A doctor who is an Independent candidate for the upcoming Northern Ireland Assembly election in Foyle has told the ‘Journal’ that comments attributed regarding the sexual well-being of women in Derry have been taken out of context.
General Practitioner, Dr Anne McCloskey who this morning handed in her nomination papers for the election in May, was a panel member at a political hustings event held at the offices of the Northern Ireland Council for Ethic Minorities (NICEM) in the city.
Other panellists included People Before Profit candidate Eamonn McCann, the Ulster Unionist Party’s Julia Kee, outgoing SDLP MLA Gerard Diver and Sinn Fein’s outgoing spokesperson on Health, Maeve McLaughlin.
Dr McCloskey said the issue of abortion came up during the panel discussion with regard to a court case in recent days in Northern Ireland where a woman who purchased pills online in order to terminate her pregnancy was given a suspended sentence.
Comments attributed to Dr McCloskey on social media claimed she said ‘that women’s liberation has done women in this city a disservice. They have become receptacles for men’s semen and they feel they can get rid of it when they want’.
However, speaking to the ‘Journal’ the GP said that her comments were taken out of context.
“What I meant was that women’s liberation has brought us so far. Women are not at times in charge of their sexual health often resulting in crisis pregnancies of which they are not in control.
“I attribute this to a lack of sex education and the availability of services. I feel that women were left behind by the sexual revolution. They are disempowered and some feel that they have to make themselves sexually available in order to be accepted. I speak to women about this in surgery constantly.
Referring the ‘Journal’ to a statement on her campaign Facebook page, Dr McCloskey said that she had already made her views on abortion public.
Sections of that statement said: “I’m pro-choice, but I’m against abortion.
“I am opposed to the introduction of abortion here. Even formerly enthusiastic supporters of the 1967 act in England did not anticipate the current situation where de facto abortion on demand terminates some 200,000 pregnancies annually, over 95% for non-medical reasons. It is important to be clear that throughout Ireland, where it is deemed medically necessary to end the life of the unborn child in order to preserve the mother’s life, as for example in the case of an ectopic pregnancy or gynaecological malignancy, the law is quite clear that such action is legal and appropriate. These procedures are routine in all of our hospitals.

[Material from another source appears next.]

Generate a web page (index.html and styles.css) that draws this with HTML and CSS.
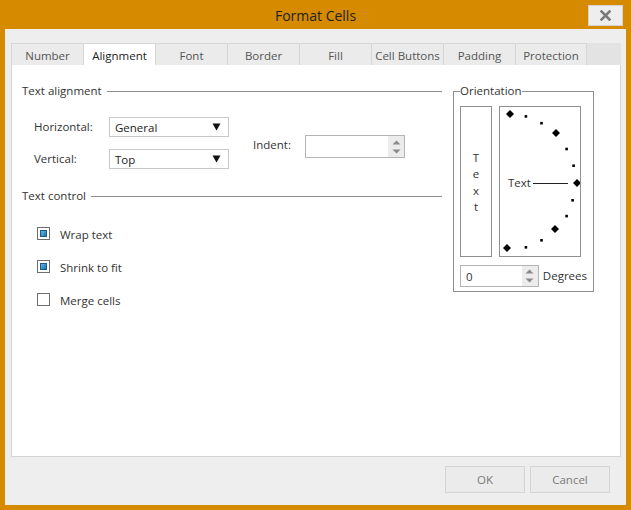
FILE: index.html
```html
<!DOCTYPE html>
<html>
<head>
<meta charset="utf-8">
<link rel="stylesheet" href="styles.css">
</head>
<body>
<div class="window">
  <div class="titlebar">
    <span class="title">Format Cells</span>
    <div class="close">
      <svg width="11" height="11" viewBox="0 0 11 11"><path d="M1.5 1.5 L9.5 9.5 M9.5 1.5 L1.5 9.5" stroke="#7a7a7a" stroke-width="2.6" stroke-linecap="square"/></svg>
    </div>
  </div>
  <div class="body">
    <div class="tabs">
      <div class="tab">Number</div>
      <div class="tab active">Alignment</div>
      <div class="tab">Font</div>
      <div class="tab">Border</div>
      <div class="tab">Fill</div>
      <div class="tab">Cell Buttons</div>
      <div class="tab">Padding</div>
      <div class="tab last">Protection</div>
      <div class="tab-fill"></div>
    </div>
    <div class="panel">
      <div class="left">
        <div class="heading"><span>Text alignment</span><i class="rule"></i></div>
        <div class="align-block">
          <div class="align-grid">
            <span class="lbl">Horizontal:</span>
            <div class="select"><span>General</span><svg width="9" height="8" viewBox="0 0 9 8"><path d="M0.5 0.5 H8.5 L4.5 7.5 Z" fill="#111"/></svg></div>
            <span class="lbl">Vertical:</span>
            <div class="select"><span>Top</span><svg width="9" height="8" viewBox="0 0 9 8"><path d="M0.5 0.5 H8.5 L4.5 7.5 Z" fill="#111"/></svg></div>
          </div>
          <div class="indent">
            <span class="lbl indent-lbl">Indent:</span>
            <div class="spin wide">
              <span class="val"></span>
              <span class="spin-btns">
                <svg width="9" height="5" viewBox="0 0 9 5"><path d="M0.5 4.5 L4.5 0.5 L8.5 4.5 Z" fill="#8a8a8a"/></svg>
                <svg width="9" height="5" viewBox="0 0 9 5"><path d="M0.5 0.5 L8.5 0.5 L4.5 4.5 Z" fill="#8a8a8a"/></svg>
              </span>
            </div>
          </div>
        </div>
        <div class="heading second"><span>Text control</span><i class="rule"></i></div>
        <div class="checks">
          <div class="check"><span class="box checked"><i></i></span><span>Wrap text</span></div>
          <div class="check"><span class="box checked"><i></i></span><span>Shrink to fit</span></div>
          <div class="check"><span class="box"></span><span>Merge cells</span></div>
        </div>
      </div>
      <fieldset class="orient">
        <legend>Orientation</legend>
        <div class="orient-row">
          <div class="vtext"><span>T</span><span>e</span><span>x</span><span>t</span></div>
          <div class="dial">
            <svg width="80" height="149" viewBox="0 0 80 149">
              <g fill="#000">
                <path d="M10 3 L14 7 L10 11 L6 7 Z"/>
                <rect x="24.6" y="8.1" width="2.6" height="2.6"/>
                <rect x="40.2" y="14.9" width="2.6" height="2.6"/>
                <path d="M56 22 L60 26 L56 30 L52 26 Z"/>
                <rect x="65.3" y="40.7" width="2.6" height="2.6"/>
                <rect x="72.3" y="57.4" width="2.6" height="2.6"/>
                <path d="M77 72 L81 76 L77 80 L73 76 Z"/>
                <rect x="71.3" y="92" width="2.6" height="2.6"/>
                <rect x="65.3" y="107.8" width="2.6" height="2.6"/>
                <path d="M55 118 L59 122 L55 126 L51 122 Z"/>
                <rect x="40.2" y="132" width="2.6" height="2.6"/>
                <rect x="24.6" y="139" width="2.6" height="2.6"/>
                <path d="M7 137 L11 141 L7 145 L3 141 Z"/>
              </g>
              <text x="8" y="80" class="dial-text">Text</text>
              <line x1="33" y1="76.5" x2="68" y2="76.5" stroke="#222" stroke-width="1"/>
            </svg>
          </div>
        </div>
        <div class="deg-row">
          <div class="spin narrow">
            <span class="val">0</span>
            <span class="spin-btns">
              <svg width="9" height="5" viewBox="0 0 9 5"><path d="M0.5 4.5 L4.5 0.5 L8.5 4.5 Z" fill="#8a8a8a"/></svg>
              <svg width="9" height="5" viewBox="0 0 9 5"><path d="M0.5 0.5 L8.5 0.5 L4.5 4.5 Z" fill="#8a8a8a"/></svg>
            </span>
          </div>
          <span class="lbl">Degrees</span>
        </div>
      </fieldset>
    </div>
    <div class="buttons">
      <div class="btn">OK</div>
      <div class="btn">Cancel</div>
    </div>
  </div>
</div>
</body>
</html>
```

FILE: styles.css
```css
* { box-sizing: border-box; }
html, body { margin: 0; padding: 0; }
body {
  background: #d68a00;
  font-family: "Open Sans", "Noto Sans", sans-serif;
  font-size: 11.5px;
  color: #333;
}
.window {
  width: 631px;
  height: 510px;
  display: flex;
  flex-direction: column;
  background: #d68a00;
}
.titlebar {
  height: 29px;
  display: grid;
  grid-template-columns: 1fr auto 1fr;
  align-items: center;
}
.title {
  grid-column: 2;
  font-size: 14px;
  color: #222;
  line-height: 29px;
  padding-top: 1px;
}
.close {
  grid-column: 3;
  justify-self: end;
  align-self: start;
  margin-top: 5px;
  margin-right: 8px;
  width: 35px;
  height: 21px;
  background: #eeeeee;
  border: 1px solid #d2d2d2;
  display: flex;
  align-items: center;
  justify-content: center;
}
.body {
  flex: 1;
  margin: 0 5px 5px 5px;
  background: #eeeeee;
  padding: 14px 5px 0 6px;
  display: flex;
  flex-direction: column;
}
.tabs {
  display: flex;
  height: 22px;
}
.tab {
  width: 72px;
  height: 22px;
  background: #ebebeb;
  border-top: 1px solid #d6d6d6;
  border-left: 1px solid #d6d6d6;
  color: #555;
  display: flex;
  align-items: center;
  justify-content: center;
  line-height: 16px;
  padding-top: 2px;
}
.tab.last { border-right: 1px solid #d6d6d6; }
.tab.active { background: #fff; color: #222; }
.tab-fill {
  flex: 1;
  background: #e3e3e3;
}
.panel {
  height: 392px;
  background: #fff;
  border: 1px solid #d4d4d4;
  border-top: none;
  display: flex;
  align-items: flex-start;
  padding: 18px 0 0 10px;
}
.left {
  width: 420px;
}
.heading {
  display: flex;
  align-items: center;
  height: 16px;
  line-height: 16px;
  color: #333;
}
.heading .rule {
  flex: 1;
  height: 1px;
  background: #8c8c8c;
  margin-left: 5px;
  margin-top: 1px;
}
.heading.second { margin-top: 19px; }
.align-block {
  display: flex;
  align-items: flex-start;
  margin-top: 18px;
  padding-left: 12px;
}
.align-grid {
  display: grid;
  grid-template-columns: 75px 120px;
  row-gap: 12px;
  align-items: center;
}
.lbl { color: #333; line-height: 16px; }
.select {
  height: 20px;
  border: 1px solid #c9c9c9;
  display: flex;
  align-items: center;
  justify-content: space-between;
  padding: 0 7px 0 5px;
  color: #222;
}
.indent {
  display: flex;
  align-items: center;
  margin-left: 24px;
  margin-top: 18px;
}
.indent-lbl { width: 52px; margin-bottom: 4px; }
.spin {
  height: 23px;
  border: 1px solid #b4b4b4;
  display: flex;
  align-items: stretch;
  background: #fff;
}
.spin.wide { width: 100px; }
.spin.narrow { width: 79px; height: 22px; }
.spin .val {
  flex: 1;
  padding-left: 5px;
  display: flex;
  align-items: center;
  color: #333;
}
.spin-btns {
  width: 16px;
  background: #ececec;
  display: flex;
  flex-direction: column;
  align-items: center;
  justify-content: center;
  gap: 4px;
}
.checks {
  margin-top: 21px;
  padding-left: 15px;
  display: flex;
  flex-direction: column;
  gap: 17px;
}
.check {
  display: flex;
  align-items: center;
  height: 16px;
  gap: 10px;
}
.check span:last-child { margin-top: 3px; }
.box {
  width: 13px;
  height: 13px;
  border: 1px solid #6e6e6e;
  background: #fff;
  padding: 2px;
  display: block;
}
.box i {
  display: block;
  width: 7px;
  height: 7px;
  border: 1px solid #1d5a85;
  background: linear-gradient(135deg, #5fb4e6, #1f74ad);
}
.orient {
  margin: 0 0 0 11px;
  width: 141px;
  border: 1px solid #8f8f8f;
  padding: 0 6px 4px 6px;
  min-width: 0;
}
.orient legend {
  padding: 0;
  line-height: 16px;
  color: #333;
}
.orient-row {
  display: flex;
  gap: 7px;
  margin-top: 7px;
}
.vtext {
  width: 32px;
  height: 151px;
  border: 1px solid #8f8f8f;
  display: flex;
  flex-direction: column;
  align-items: center;
  justify-content: center;
  line-height: 16.5px;
  padding-top: 2px;
  color: #333;
}
.dial {
  width: 82px;
  height: 151px;
  border: 1px solid #8f8f8f;
}
.dial svg { display: block; }
.dial-text {
  font-family: "Open Sans", "Noto Sans", sans-serif;
  font-size: 11.5px;
  fill: #333;
}
.deg-row {
  display: flex;
  align-items: center;
  gap: 4px;
  margin-top: 8px;
}
.buttons {
  display: flex;
  justify-content: flex-end;
  gap: 5px;
  margin-top: 9px;
  margin-right: 11px;
}
.btn {
  width: 80px;
  height: 27px;
  background: #ebebeb;
  border: 1px solid #d4d4d4;
  color: #7a7a7a;
  display: flex;
  align-items: center;
  justify-content: center;
}
```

“Choice is good, choice is healthy, and choice can offer us freedom. Choice involves education, knowledge, empowerment, shared responsibility, provision of services, autonomy. Choices can change our all our lives, for good or ill. I believe that when a woman is pregnant, then to end that other life within, is not a choice which offers her, her child or society a good outcome. Protection of the defenceless should be fundamental to our shared humanity.”
The incident has however drawn heavy criticism from other panel members at the hustings event.
People Before Profit candidate Eamonn McCann told the ‘Journal’: “No matter in what context these comments were made, they were disgraceful.”
And, Sinn Fein candidate, Maeve McLaughlin said: “The comments made by Dr. McCloskey at a hustings event in the city last night are deplorable and a gross insult to all women. Dr.McCloskey was asked to comment on the issue of women’s liberation which she claimed had done a great disservice to women in this city. It’s an ironic position for someone who, as a successful doctor, has broken through the gender barriers which still exist in many aspects of life.”
The SDLP’s Gerard Diver commented: “I was incredibly shocked at what she said. Obviously I disagree entirely. I found it entirely inappropriate and offensive.”
Dr McCloskey also told the ‘Journal’: “This issue is never black and white and it is a very emotive one. We will never have consenus on it. But is not an issue for the law or the police.
“I don’t want this to overshadow my campaign which is about deprivation and welfare reform. However, we cannot move away from this issue. Anyone who knows me, knows that I am not anti-women. This is not about apportioning blame or denigrating women. It’s about how mean treat women, how they respect them. Abortion is about men and women, relationships and family.
“If young girls come to me looking for the morning after pill then they get it, but I talk to them and make sure that it’s their decision.”